- **GOAL**:
Find every line of the listing below where "html" appears, and copy it.

#####

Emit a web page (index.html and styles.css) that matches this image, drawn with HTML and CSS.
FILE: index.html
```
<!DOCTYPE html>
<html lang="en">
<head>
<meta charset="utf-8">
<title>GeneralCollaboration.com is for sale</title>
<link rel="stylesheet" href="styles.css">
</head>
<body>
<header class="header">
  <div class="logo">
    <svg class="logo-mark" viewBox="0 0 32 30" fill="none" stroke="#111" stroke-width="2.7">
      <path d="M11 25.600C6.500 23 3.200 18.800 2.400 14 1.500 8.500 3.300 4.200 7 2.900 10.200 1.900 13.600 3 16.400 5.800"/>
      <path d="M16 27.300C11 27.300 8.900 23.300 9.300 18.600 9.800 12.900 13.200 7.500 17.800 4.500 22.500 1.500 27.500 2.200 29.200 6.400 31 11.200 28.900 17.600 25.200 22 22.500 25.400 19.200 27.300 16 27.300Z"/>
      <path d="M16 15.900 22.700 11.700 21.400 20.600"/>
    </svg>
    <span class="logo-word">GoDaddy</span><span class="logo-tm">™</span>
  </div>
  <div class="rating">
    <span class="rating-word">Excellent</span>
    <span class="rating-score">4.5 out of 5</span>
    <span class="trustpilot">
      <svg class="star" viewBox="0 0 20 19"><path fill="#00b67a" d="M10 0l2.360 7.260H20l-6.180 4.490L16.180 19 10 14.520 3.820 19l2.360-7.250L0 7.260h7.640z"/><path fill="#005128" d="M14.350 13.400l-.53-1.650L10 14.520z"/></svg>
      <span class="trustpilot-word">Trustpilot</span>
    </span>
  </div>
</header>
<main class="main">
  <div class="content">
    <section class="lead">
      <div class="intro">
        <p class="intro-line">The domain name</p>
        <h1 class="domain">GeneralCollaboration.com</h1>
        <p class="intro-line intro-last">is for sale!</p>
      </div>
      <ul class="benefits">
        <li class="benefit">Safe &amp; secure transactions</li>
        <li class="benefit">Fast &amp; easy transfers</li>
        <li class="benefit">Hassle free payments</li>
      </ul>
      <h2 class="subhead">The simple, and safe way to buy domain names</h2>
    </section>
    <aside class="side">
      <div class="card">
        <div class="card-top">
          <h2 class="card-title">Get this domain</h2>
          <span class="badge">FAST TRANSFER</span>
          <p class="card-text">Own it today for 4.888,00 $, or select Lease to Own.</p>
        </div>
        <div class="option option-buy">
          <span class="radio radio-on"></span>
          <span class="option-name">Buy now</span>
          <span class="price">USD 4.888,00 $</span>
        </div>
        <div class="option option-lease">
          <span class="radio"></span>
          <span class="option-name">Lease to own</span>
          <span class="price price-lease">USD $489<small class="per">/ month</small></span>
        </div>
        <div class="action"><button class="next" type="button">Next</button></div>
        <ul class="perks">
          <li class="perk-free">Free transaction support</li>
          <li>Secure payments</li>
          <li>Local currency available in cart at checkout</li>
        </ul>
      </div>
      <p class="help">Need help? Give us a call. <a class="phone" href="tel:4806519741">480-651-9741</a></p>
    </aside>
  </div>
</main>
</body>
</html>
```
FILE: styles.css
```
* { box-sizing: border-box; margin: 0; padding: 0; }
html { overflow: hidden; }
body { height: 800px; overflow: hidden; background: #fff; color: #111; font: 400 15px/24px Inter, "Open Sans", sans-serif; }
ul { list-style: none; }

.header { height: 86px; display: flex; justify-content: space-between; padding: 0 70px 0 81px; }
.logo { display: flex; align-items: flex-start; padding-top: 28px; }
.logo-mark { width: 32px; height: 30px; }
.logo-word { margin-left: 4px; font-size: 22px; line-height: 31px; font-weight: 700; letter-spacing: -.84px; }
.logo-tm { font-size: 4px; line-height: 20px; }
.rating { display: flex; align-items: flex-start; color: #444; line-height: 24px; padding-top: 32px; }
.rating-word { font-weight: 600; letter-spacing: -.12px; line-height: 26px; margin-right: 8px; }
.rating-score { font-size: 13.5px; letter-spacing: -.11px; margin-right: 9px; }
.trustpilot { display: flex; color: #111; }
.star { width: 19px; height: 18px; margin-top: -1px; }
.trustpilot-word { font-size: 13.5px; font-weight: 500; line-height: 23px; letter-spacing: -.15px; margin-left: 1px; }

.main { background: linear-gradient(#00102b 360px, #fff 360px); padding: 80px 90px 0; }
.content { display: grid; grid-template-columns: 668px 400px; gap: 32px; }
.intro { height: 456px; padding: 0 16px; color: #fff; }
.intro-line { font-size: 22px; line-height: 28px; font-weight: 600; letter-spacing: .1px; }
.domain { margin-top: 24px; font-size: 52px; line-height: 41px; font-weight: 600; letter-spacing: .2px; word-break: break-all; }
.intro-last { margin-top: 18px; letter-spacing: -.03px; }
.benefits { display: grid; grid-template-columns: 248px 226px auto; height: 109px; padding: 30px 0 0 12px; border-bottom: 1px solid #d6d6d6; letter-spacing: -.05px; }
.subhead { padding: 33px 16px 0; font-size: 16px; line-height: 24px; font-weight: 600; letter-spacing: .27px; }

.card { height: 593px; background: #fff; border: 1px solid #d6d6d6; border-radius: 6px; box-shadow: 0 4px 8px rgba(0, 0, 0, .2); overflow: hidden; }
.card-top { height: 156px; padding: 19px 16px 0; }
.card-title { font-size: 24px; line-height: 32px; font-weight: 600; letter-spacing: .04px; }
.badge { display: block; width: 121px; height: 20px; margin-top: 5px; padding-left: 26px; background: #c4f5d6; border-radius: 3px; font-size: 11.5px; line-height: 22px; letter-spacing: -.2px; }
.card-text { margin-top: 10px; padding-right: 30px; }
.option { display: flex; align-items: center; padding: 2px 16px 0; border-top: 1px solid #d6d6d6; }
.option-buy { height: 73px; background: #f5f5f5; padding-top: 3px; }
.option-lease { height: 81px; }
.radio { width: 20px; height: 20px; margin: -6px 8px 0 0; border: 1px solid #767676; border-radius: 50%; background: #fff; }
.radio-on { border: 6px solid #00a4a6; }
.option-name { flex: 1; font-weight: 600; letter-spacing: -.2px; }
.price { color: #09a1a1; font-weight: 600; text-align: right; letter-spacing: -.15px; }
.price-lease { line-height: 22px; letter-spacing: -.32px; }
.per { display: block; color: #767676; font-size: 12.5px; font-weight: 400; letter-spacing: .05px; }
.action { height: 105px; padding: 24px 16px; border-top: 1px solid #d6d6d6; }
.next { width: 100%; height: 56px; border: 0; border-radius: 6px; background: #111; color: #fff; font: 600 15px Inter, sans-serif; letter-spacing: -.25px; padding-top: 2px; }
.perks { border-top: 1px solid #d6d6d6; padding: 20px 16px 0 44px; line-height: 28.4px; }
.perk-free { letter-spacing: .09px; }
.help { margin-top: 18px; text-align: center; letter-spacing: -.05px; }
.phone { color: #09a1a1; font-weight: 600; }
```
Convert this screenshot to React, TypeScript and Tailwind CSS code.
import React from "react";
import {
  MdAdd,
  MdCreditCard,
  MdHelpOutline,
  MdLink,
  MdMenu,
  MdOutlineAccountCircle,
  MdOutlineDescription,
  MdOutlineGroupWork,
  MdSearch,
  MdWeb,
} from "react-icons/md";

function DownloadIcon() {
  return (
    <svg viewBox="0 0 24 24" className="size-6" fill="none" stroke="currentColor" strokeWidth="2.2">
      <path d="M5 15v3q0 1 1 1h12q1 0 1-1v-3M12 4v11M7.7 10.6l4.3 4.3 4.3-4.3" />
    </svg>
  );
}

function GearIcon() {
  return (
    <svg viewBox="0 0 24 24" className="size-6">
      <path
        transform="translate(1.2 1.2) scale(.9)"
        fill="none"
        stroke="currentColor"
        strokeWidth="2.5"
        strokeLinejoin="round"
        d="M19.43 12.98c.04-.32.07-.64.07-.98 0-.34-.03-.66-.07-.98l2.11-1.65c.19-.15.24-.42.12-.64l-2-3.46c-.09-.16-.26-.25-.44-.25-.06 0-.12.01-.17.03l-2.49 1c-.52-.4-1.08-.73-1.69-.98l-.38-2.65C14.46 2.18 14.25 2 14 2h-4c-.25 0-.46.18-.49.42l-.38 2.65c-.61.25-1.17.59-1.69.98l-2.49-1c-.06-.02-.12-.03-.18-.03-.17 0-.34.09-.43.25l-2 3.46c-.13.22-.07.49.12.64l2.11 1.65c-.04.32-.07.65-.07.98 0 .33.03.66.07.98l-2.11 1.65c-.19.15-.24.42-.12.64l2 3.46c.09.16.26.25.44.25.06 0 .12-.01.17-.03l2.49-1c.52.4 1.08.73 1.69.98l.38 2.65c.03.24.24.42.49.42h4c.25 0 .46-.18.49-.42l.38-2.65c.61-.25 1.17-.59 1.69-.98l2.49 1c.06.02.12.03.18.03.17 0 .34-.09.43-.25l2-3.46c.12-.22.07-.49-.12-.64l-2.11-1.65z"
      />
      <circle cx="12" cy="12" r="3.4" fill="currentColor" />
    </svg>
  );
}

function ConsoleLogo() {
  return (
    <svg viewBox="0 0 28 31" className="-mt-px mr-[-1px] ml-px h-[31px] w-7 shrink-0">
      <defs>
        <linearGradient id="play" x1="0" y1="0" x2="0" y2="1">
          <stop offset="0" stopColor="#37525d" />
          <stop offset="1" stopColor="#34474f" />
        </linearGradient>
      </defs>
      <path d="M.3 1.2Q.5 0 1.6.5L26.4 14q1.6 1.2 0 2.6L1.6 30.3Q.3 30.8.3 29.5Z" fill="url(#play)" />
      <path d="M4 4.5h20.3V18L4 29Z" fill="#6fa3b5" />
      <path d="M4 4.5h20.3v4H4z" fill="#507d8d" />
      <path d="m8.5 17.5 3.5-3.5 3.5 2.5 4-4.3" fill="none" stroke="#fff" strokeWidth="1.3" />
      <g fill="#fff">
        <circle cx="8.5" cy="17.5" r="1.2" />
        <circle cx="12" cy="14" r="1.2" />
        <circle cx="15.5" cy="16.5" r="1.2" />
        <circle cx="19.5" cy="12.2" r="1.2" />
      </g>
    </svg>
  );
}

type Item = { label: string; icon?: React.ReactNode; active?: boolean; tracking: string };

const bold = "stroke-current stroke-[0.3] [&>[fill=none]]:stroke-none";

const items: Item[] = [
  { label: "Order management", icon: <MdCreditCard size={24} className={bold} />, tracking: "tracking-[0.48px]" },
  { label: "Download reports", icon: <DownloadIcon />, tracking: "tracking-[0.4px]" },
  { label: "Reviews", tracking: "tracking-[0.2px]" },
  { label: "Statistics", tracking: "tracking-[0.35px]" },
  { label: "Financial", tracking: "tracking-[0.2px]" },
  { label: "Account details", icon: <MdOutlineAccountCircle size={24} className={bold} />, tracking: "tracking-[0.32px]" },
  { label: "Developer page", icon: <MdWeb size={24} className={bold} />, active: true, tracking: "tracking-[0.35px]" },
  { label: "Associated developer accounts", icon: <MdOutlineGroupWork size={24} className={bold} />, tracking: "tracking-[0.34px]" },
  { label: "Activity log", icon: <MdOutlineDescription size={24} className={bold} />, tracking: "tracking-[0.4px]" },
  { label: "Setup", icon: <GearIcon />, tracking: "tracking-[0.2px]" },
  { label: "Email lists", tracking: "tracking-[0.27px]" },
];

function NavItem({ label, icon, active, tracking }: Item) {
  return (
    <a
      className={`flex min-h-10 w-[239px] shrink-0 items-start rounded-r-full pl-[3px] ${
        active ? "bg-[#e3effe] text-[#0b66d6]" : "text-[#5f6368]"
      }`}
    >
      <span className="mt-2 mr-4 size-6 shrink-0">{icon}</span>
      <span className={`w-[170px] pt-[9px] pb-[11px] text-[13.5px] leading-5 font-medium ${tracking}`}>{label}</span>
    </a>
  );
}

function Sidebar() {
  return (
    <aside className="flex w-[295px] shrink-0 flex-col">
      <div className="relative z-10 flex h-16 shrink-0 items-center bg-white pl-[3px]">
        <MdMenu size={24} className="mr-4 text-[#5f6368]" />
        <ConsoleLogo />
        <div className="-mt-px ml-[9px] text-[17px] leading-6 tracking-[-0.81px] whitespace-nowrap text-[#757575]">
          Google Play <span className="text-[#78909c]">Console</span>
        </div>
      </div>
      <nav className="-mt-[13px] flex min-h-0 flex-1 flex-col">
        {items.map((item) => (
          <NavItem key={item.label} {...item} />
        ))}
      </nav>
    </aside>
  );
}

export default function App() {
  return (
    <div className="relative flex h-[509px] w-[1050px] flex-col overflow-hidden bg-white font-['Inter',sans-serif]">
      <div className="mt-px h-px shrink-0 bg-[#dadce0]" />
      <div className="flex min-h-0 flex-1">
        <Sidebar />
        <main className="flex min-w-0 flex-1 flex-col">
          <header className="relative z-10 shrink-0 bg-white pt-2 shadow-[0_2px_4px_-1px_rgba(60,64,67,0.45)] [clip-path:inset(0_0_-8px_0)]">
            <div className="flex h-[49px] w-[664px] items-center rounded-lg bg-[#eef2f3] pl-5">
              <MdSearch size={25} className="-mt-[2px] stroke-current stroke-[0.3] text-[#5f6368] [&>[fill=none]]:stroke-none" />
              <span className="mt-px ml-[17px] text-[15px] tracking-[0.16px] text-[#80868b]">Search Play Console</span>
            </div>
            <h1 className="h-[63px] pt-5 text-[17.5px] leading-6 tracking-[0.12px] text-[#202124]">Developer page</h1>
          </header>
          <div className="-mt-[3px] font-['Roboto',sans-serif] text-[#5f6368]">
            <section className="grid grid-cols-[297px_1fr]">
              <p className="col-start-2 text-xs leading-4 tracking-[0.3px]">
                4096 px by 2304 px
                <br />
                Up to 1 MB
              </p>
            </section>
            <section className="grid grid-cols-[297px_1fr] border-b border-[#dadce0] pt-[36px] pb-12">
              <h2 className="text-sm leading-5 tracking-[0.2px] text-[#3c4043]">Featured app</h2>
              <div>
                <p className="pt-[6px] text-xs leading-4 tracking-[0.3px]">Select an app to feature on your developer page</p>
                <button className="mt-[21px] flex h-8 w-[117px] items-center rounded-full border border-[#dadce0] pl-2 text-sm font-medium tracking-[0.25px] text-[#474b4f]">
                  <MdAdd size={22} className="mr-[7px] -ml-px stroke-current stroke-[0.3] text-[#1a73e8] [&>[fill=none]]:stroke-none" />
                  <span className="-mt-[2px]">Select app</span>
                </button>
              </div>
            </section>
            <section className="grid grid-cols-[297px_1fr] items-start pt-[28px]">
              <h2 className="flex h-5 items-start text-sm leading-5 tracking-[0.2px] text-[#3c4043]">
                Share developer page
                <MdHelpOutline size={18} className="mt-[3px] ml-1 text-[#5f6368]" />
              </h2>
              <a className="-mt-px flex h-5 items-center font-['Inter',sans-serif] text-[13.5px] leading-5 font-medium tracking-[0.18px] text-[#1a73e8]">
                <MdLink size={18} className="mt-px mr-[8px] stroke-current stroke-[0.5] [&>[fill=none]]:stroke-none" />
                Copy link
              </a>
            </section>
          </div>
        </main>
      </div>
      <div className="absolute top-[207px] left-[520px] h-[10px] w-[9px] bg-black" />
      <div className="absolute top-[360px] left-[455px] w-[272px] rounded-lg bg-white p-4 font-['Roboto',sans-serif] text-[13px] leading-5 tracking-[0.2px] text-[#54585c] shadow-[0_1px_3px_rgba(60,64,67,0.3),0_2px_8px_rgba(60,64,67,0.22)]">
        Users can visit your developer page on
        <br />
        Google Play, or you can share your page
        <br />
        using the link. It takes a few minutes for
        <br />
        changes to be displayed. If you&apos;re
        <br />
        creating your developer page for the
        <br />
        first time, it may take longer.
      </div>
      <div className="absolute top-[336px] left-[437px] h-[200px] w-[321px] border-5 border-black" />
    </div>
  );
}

#####

- **RESULT OF THIS TASK**:
Emit a web page (index.html and styles.css) that matches this image, drawn with HTML and CSS.
FILE: index.html
<!DOCTYPE html>
<html lang="en">
</html>
html { overflow: hidden; }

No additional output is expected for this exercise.